Why? Because 50% of it is about people wallowing about in their own heads. Shakespeare works so well even 4 centuries later because it’s written for the stage. Theatergoers wouldn’t stand for the sort of narcissistic headfarting that marks most “great literature” as defined by people who would rather READ about other’s emotions than actually go out and LIVE. Even when they’re busy “emoting” and wrestling with their “inner demons”, The Bard’s characters did it and got on with their lives in short order, unlike the gawdawful, endless headfarting of The Invisible Man and so many others of the sort, most of which doesn’t even have the decency to relieve the eternal angst with some humour.
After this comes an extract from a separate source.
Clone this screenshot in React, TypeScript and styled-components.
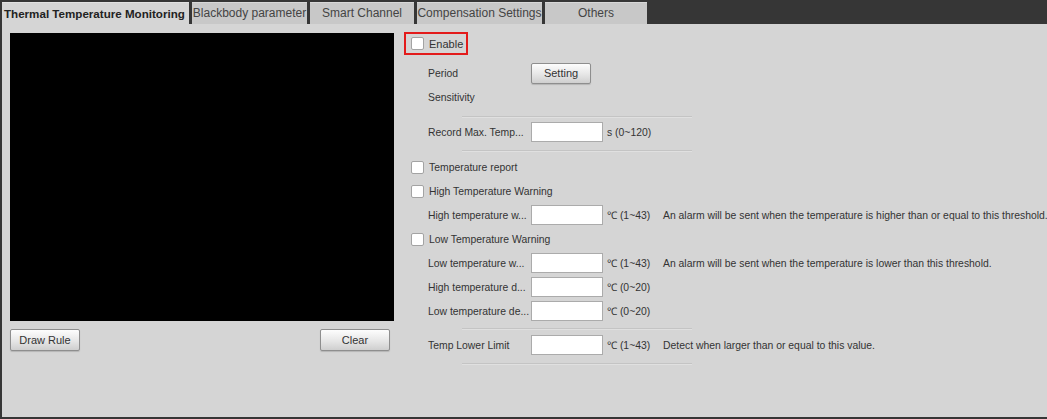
import React, { FC } from 'react';
import styled, { createGlobalStyle } from 'styled-components';

const GlobalStyle = createGlobalStyle`
	html, body {
		margin: 0;
		padding: 0;
		background: #363636;
		font-family: 'Liberation Sans', Arial, sans-serif;
	}
`;

const Page = styled.div`
	width: 1047px;
	height: 419px;
	background: #363636;
	display: flex;
	flex-direction: column;
	overflow: hidden;
`;

const TabBar = styled.div`
	display: flex;
	gap: 3px;
	padding: 2px 0 0 2px;
	height: 22px;
`;

const Tab = styled.div<{ $active?: boolean; $width: number }>`
	width: ${(p) => p.$width}px;
	height: 22px;
	line-height: 21px;
	font-size: ${(p) => (p.$active ? '11.6px' : '12px')};
	text-align: ${(p) => (p.$active ? 'left' : 'center')};
	padding-left: ${(p) => (p.$active ? '2px' : '0')};
	box-sizing: border-box;
	white-space: nowrap;
	overflow: hidden;
	background: ${(p) => (p.$active ? '#d5d5d5' : '#c8c8c8')};
	border-top: 1px solid ${(p) => (p.$active ? '#e2e2e2' : '#d8d8d8')};
	color: ${(p) => (p.$active ? '#222' : '#444')};
	font-weight: ${(p) => (p.$active ? 'bold' : 'normal')};
`;

const Content = styled.div`
	margin-left: 2px;
	height: 393px;
	background: #d5d5d5;
	display: flex;
	gap: 10px;
	padding: 9px 0 0 8px;
	box-sizing: border-box;
`;

const LeftPanel = styled.div`
	width: 384px;
	display: flex;
	flex-direction: column;
	gap: 8px;
`;

const Video = styled.div`
	width: 384px;
	height: 288px;
	background: #000;
`;

const ButtonRow = styled.div`
	display: flex;
	justify-content: space-between;
	padding-right: 4px;
`;

const Button = styled.button<{ $width: number; $height?: number }>`
	width: ${(p) => p.$width}px;
	height: ${(p) => p.$height ?? 22}px;
	font-family: 'Liberation Sans', Arial, sans-serif;
	font-size: 11px;
	color: #333;
	border: 1px solid #8e8e8e;
	border-radius: 2px;
	background: linear-gradient(#fdfdfd, #e6e6e6 55%, #cfcfcf);
	box-shadow: 0 1px 1px rgba(0, 0, 0, 0.15);
	padding: 0;
	cursor: pointer;
`;

const Form = styled.div`
	display: flex;
	flex-direction: column;
	margin-top: -1px;
	color: #333;
	font-size: 10.4px;
`;

const Highlight = styled.div`
	display: flex;
	align-items: center;
	gap: 5px;
	width: 64px;
	height: 23px;
	box-sizing: border-box;
	border: 2px solid #e31b1b;
	padding-left: 5px;
	font-size: 11px;
`;

const Checkbox = styled.span`
	display: inline-block;
	width: 11px;
	height: 11px;
	background: #fff;
	border: 1px solid #a3a3a3;
	border-radius: 2px;
	flex-shrink: 0;
`;

const CheckRow = styled.div`
	display: flex;
	align-items: center;
	gap: 5px;
	height: 24px;
	padding-left: 7px;
`;

const Row = styled.div<{ $mt?: number }>`
	display: flex;
	align-items: center;
	height: 24px;
	padding-left: 24px;
	margin-top: ${(p) => p.$mt ?? 0}px;
	white-space: nowrap;
`;

const Label = styled.span`
	width: 103px;
	flex-shrink: 0;
`;

const Input = styled.input`
	width: 72px;
	height: 20px;
	box-sizing: border-box;
	border: 1px solid #ababab;
	background: #fff;
	padding: 0 3px;
	margin: 0;
	font-size: 11px;
`;

const Unit = styled.span`
	width: 56px;
	padding-left: 4px;
	flex-shrink: 0;
`;

const Hint = styled.span``;

const Divider = styled.div<{ $mt: number; $mb: number }>`
	margin: ${(p) => p.$mt}px 0 ${(p) => p.$mb}px 58px;
	width: 230px;
	height: 1px;
	background: #c4c4c4;
	border-bottom: 1px solid #e0e0e0;
`;

const tabs = [
	{ name: 'Thermal Temperature Monitoring', width: 187, active: true },
	{ name: 'Blackbody parameter', width: 115 },
	{ name: 'Smart Channel', width: 104 },
	{ name: 'Compensation Settings', width: 125 },
	{ name: 'Others', width: 102 },
];

const ValueRow: FC<{ label: string; unit: string; hint?: string; mt?: number }> = ({
	label,
	unit,
	hint,
	mt,
}) => (
	<Row $mt={mt}>
		<Label>{label}</Label>
		<Input type='text' />
		<Unit>{unit}</Unit>
		{hint && <Hint>{hint}</Hint>}
	</Row>
);

const App: FC = () => {
	return (
		<>
			<GlobalStyle />
			<Page>
				<TabBar>
					{tabs.map((t) => (
						<Tab key={t.name} $active={t.active} $width={t.width}>
							{t.name}
						</Tab>
					))}
				</TabBar>
				<Content>
					<LeftPanel>
						<Video />
						<ButtonRow>
							<Button $width={70}>Draw Rule</Button>
							<Button $width={70}>Clear</Button>
						</ButtonRow>
					</LeftPanel>
					<Form>
						<Highlight>
							<Checkbox />
							<span>Enable</span>
						</Highlight>
						<Row $mt={6}>
							<Label>Period</Label>
							<Button $width={60} $height={21}>
								Setting
							</Button>
						</Row>
						<Row>
							<Label>Sensitivity</Label>
						</Row>
						<Divider $mt={7} $mb={2} />
						<ValueRow label='Record Max. Temp...' unit='s (0~120)' />
						<Divider $mt={6} $mb={3} />
						<CheckRow>
							<Checkbox />
							<span>Temperature report</span>
						</CheckRow>
						<CheckRow>
							<Checkbox />
							<span>High Temperature Warning</span>
						</CheckRow>
						<ValueRow
							label='High temperature w...'
							unit='℃ (1~43)'
							hint='An alarm will be sent when the temperature is higher than or equal to this threshold.'
						/>
						<CheckRow>
							<Checkbox />
							<span>Low Temperature Warning</span>
						</CheckRow>
						<ValueRow
							label='Low temperature w...'
							unit='℃ (1~43)'
							hint='An alarm will be sent when the temperature is lower than this threshold.'
						/>
						<ValueRow label='High temperature d...' unit='℃ (0~20)' />
						<ValueRow label='Low temperature de...' unit='℃ (0~20)' />
						<Divider $mt={5} $mb={3} />
						<ValueRow
							label='Temp Lower Limit'
							unit='℃ (1~43)'
							hint='Detect when larger than or equal to this value.'
						/>
						<Divider $mt={6} $mb={0} />
					</Form>
				</Content>
			</Page>
		</>
	);
};

export default App;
The “educators” seem to gravitate towards these books because, … well, hell if I know. Do the books suddenly reveal to the kids that other people struggle with situations and emotions? Kids aren’t that clueless, nor are many of them so shielded from the continuous drumbeat of “oh, you poor child, you’re not alone.”
Maybe the teachers gravitate to these titles because of the “great themes”. Me, I think maybe they do it because they’re sadists. They want to take their charges and force them to stew in more headfart, under the paradigm that misery loves company.
agreed …
talk about mostly navel gazing BS …
I’d cast Romola Garai as Franny.
Maggie Lawson.
Orwell fans should check out his “Coming Up For Air.” A great read and extremely funny, sad, and depressing. After you read it, you will agree!
I’m amazed that there is somebody else out there who actually thinks “Shirley” is a great read. I’ve always thought it was the best of Charlotte B’s novels – despite it being regularly dismissed by the cognoscenti. And you’re right: it’s way superior to “Villette” which is tedious by comparison. Of course, one of the most sheerly enjoyable Victorian novels is by the “other” Bronte, Anne. “The Tenant Of Wildfell Hall” is just a great read. It may not be “important” or “seminal” but somehow I read it a lot more than most of the Required Reading Novels.
The famous novelist with the best “lesser” novels, however, has to be Hardy.